## Given exercise
Give the number of lines in the listing that hold the word "this". Write nothing but that number.

• • •

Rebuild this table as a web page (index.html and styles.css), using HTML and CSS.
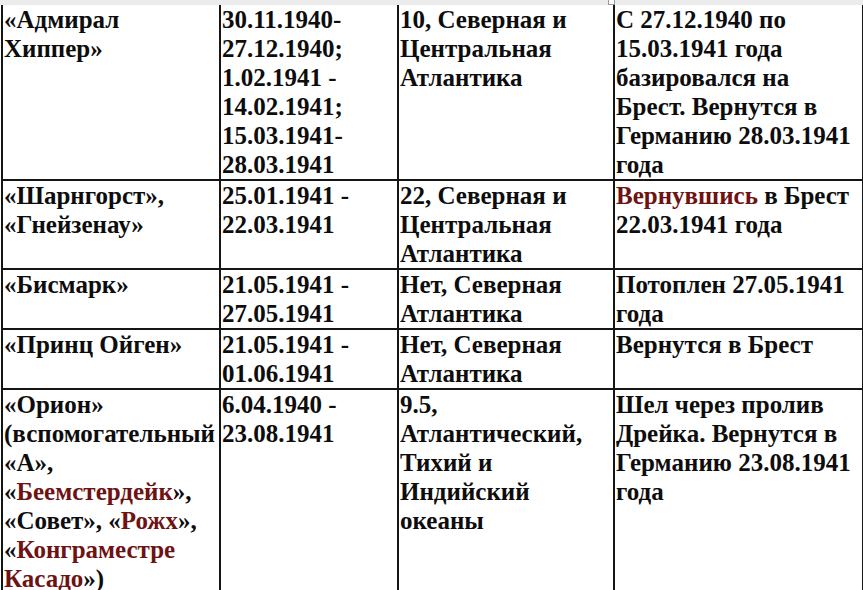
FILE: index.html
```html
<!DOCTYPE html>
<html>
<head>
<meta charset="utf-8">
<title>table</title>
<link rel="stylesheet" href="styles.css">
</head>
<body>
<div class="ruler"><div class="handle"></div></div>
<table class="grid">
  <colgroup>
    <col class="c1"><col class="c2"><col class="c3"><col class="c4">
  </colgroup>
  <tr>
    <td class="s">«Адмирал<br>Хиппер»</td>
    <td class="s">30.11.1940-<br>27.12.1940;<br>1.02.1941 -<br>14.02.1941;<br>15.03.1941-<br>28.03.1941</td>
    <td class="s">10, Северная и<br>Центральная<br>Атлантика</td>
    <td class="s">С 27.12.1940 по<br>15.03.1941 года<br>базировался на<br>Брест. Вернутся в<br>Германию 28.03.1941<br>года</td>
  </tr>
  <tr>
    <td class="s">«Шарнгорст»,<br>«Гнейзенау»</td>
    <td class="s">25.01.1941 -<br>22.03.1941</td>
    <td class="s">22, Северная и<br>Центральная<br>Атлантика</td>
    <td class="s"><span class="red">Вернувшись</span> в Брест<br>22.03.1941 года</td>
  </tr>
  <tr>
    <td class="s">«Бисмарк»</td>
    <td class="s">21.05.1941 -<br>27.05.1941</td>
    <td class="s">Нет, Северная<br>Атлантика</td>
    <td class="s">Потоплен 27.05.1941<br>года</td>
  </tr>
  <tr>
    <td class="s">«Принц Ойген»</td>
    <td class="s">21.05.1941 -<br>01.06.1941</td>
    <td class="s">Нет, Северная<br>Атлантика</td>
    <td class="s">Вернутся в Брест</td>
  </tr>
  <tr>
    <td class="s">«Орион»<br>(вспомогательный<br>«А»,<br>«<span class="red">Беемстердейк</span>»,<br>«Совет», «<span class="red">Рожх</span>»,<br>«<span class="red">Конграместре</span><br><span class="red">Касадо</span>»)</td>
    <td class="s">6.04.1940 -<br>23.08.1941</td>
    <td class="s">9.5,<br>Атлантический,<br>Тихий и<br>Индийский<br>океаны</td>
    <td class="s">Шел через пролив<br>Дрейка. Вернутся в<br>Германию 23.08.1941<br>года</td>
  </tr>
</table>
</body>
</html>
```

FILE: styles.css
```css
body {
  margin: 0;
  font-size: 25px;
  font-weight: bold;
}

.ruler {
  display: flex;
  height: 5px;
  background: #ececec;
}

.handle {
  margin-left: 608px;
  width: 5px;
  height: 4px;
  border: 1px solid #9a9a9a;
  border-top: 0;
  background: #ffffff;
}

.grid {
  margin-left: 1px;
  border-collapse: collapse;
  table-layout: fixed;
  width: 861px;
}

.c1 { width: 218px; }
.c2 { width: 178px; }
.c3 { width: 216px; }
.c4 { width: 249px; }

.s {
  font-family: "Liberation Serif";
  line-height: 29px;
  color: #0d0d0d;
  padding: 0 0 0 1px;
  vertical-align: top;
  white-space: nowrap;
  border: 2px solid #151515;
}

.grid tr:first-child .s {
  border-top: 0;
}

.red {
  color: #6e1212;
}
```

• • •

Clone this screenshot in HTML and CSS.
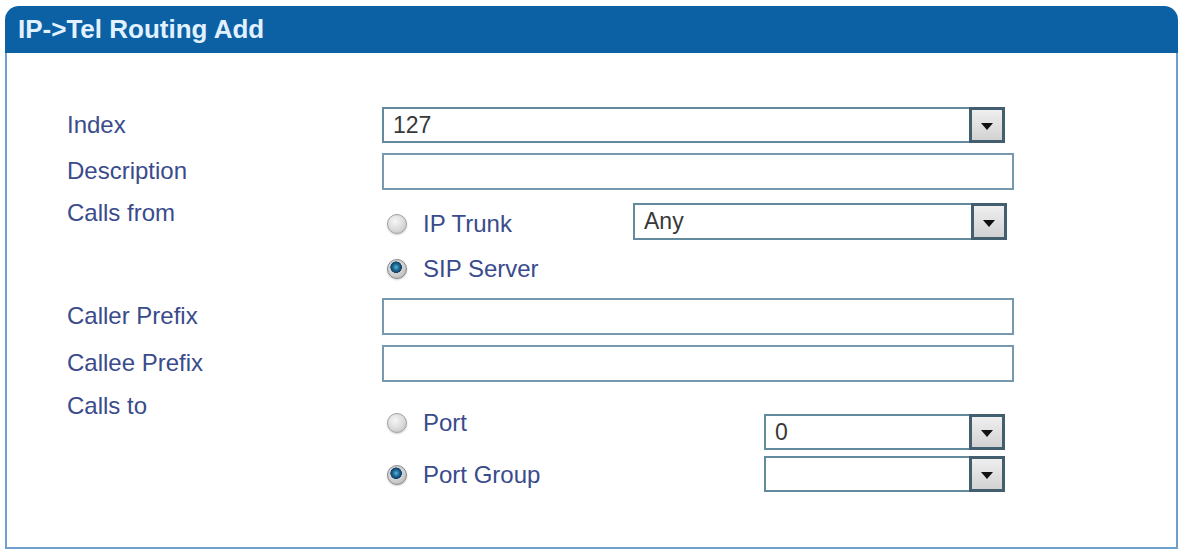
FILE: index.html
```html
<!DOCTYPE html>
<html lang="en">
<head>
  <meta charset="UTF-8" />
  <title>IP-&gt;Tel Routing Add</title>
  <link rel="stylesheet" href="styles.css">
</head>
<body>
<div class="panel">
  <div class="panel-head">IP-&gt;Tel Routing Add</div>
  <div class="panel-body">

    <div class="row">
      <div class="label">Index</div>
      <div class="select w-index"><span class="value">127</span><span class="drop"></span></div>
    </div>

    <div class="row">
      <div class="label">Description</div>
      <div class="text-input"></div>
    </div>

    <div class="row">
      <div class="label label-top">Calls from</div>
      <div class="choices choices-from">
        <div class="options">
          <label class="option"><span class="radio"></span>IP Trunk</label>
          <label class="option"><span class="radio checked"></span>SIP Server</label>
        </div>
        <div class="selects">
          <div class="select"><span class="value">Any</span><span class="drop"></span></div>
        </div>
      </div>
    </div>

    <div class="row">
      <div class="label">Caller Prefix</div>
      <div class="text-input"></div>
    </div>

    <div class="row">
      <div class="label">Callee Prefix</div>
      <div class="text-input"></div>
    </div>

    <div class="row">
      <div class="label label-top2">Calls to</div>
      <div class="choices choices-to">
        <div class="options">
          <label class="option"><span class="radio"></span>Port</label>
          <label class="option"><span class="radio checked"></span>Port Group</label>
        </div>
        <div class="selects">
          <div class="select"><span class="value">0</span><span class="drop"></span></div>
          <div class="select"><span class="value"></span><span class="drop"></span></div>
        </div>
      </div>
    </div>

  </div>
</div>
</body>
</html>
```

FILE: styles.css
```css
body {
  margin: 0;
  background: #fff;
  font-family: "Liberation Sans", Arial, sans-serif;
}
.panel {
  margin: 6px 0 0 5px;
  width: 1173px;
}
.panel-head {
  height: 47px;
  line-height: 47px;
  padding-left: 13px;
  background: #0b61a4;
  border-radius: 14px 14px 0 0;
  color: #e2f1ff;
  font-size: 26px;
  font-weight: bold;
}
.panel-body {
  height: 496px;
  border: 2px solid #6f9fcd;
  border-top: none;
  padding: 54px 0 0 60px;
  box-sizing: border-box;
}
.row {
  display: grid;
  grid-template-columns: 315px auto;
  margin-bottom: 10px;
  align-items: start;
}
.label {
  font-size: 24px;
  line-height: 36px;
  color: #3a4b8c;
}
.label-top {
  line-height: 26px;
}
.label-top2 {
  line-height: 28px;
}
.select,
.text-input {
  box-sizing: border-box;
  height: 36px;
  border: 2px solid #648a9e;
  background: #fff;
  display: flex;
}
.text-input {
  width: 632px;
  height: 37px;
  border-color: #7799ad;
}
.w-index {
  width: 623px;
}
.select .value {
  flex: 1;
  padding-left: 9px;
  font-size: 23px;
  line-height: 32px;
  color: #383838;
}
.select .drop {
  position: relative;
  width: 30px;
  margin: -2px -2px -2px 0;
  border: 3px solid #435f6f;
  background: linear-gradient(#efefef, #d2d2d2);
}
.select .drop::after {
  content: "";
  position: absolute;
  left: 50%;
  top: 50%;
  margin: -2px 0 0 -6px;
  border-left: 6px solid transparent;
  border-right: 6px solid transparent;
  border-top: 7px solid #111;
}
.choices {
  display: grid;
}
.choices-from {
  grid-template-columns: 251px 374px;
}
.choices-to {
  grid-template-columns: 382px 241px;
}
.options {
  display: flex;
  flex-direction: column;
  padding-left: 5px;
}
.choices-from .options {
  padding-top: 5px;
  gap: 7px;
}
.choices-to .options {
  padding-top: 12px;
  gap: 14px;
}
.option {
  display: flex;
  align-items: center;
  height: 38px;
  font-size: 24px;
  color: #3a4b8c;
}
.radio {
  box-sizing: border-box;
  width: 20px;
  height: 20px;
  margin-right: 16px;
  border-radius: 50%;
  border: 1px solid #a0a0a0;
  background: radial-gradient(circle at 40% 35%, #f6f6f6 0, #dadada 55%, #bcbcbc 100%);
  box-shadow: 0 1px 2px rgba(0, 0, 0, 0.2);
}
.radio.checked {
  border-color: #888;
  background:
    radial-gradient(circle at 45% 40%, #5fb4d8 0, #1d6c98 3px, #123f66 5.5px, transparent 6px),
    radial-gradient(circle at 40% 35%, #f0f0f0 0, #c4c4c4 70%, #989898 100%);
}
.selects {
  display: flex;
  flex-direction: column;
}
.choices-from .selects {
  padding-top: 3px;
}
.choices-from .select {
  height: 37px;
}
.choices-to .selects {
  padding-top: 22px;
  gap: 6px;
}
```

• • •

## In response
2